Layout2Scene achieves CLIP Score 25.7, Inception 3.51, rendering speed 30 FPS on V100, and sharp semantic alignment on user-specified box layouts. Removing either geometry or appearance diffusion priors notably degrades quality (Chen et al., 5 Jan 2025).
BlockFusion’s latent tri-plane extrapolation provides high TPQ (4.56) and TSC (4.67) versus the previous baseline’s 1.22, with seamless scene expansion and block alignment (Wu et al., 2024).
DreamScene achieves state-of-the-art visual consistency and editability, with graph-based planning and multi-timestep 3D Gaussian sampling (Li et al., 18 Jul 2025).
Hybrid Mesh–Gaussian representation reduces Gaussian primitive count by 18–21%, achieves FPS gains of 9–14%, and improves PSNR by +0.8 dB on mesh-pruned scenes, while maintaining rendering quality (SSIM/PSNR/LPIPS) (Huang et al., 8 Jun 2025).

Binary thresholding or sparse supervision consistently underperform compared to dense, continuous hybrid supervision.

6. Applications and Impact Across Domains

Hybrid scene generation frameworks enable significant advances in:

3D Object Detection: Dense hybrid BEV supervision regularizes detectors against sampling sparsity and achieves consistent mAP gains (Yang et al., 2023).
Controllable 3D Scene Synthesis: Hierarchical, multi-step pipelines and associative graphs allow fine-grained semantic control with minimal user intervention, extensibility to complex compositions, and multi-modal output (video, LiDAR) (Hong et al., 31 Oct 2025, Li et al., 27 Oct 2025).
Real-Time Efficient Rendering: Hybrid mesh–gaussian models balance texture quality, geometric complexity, and rendering speed for interactive applications in AR/VR and robotics (Huang et al., 8 Jun 2025).
Scene Editing and Data Generation: Block-level or object-level modularity facilitates interactive editing, object movement, appearance modification, and dynamic simulation (Li et al., 18 Jul 2025, Chen et al., 5 Jan 2025, Dominici et al., 25 Jun 2025).
Text/Dialogue-to-3D Generation: Hybrid approaches tightly integrate symbolic graph reasoning with neural geometric sampling for open-domain scene composition (Li et al., 18 Jul 2025).
Driving Scene Simulation: Unified hybrid occupancy-centric pipelines support multi-modal output at scale (video and LiDAR) for autonomous planning, navigation, and perception evaluation (Li et al., 27 Oct 2025).

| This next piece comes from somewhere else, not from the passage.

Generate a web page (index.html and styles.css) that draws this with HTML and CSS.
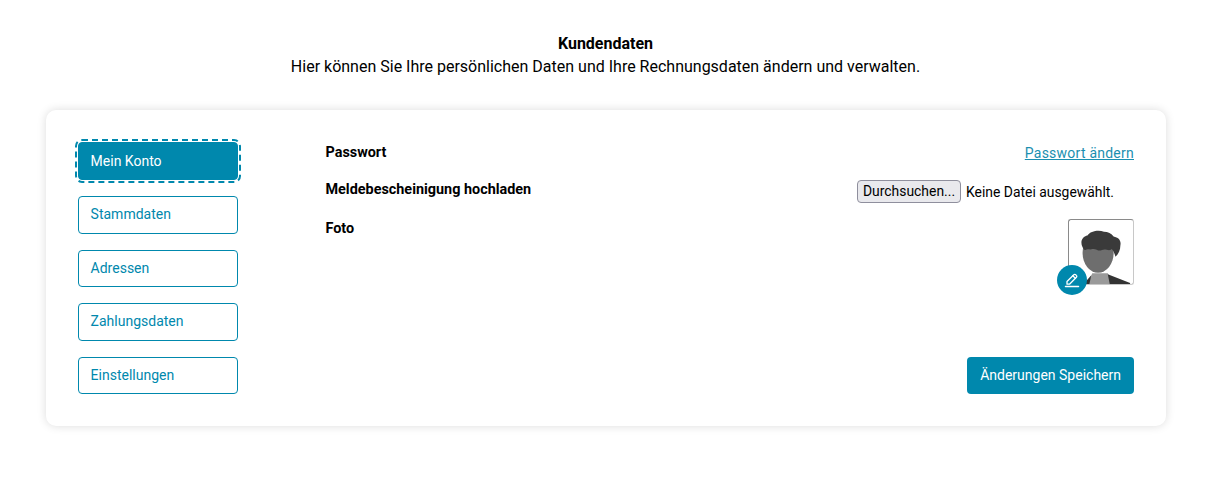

Hybrid generation designs have become a cornerstone for achieving both precision and generalizability in complex scene tasks, with widespread adoption in scene understanding, environment modeling, and simulation research.

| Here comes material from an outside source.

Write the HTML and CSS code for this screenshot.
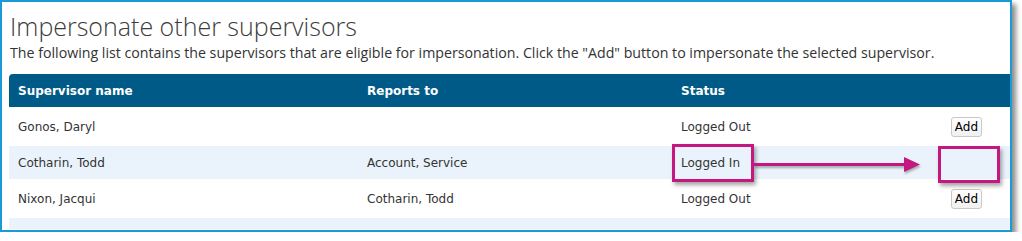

7. Future Directions and Open Questions

Current hybrid frameworks raise several key technical avenues and conceptual challenges:

Scaling to Unbounded or Dynamic Scenes: Block-wise or hierarchical hybridization supports expansion and temporal dynamics, but requires scalable memory and optimization.
Automated Branch Tuning: Manual weighting and fusion schedules invite research into automated architecture search or meta-optimization for hybrid branch integration.
Higher-Order Semantic–Geometric Alignment: Extending current methods toward richer relation modeling (beyond BEV or object pairs) will necessitate new forms of graph-based or associative hybridization.
Unsupervised or Self-Evolving Hybrids: Iterative alternation between 2D and 3D modules, as in EvoScene, suggests hybrid self-organization could reduce annotation requirements and improve generalization (Zheng et al., 9 Dec 2025).
Plug-and-Play Modularization: Modular hybrid pipelines encourage plug-and-play architectures, but pose interface standardization and cross-module compatibility challenges (Dominici et al., 25 Jun 2025).

These open questions are active research topics as the field pursues ever more controlled, efficient, and realistic hybrid scene generation for vision, robotics, simulation, and creative industries.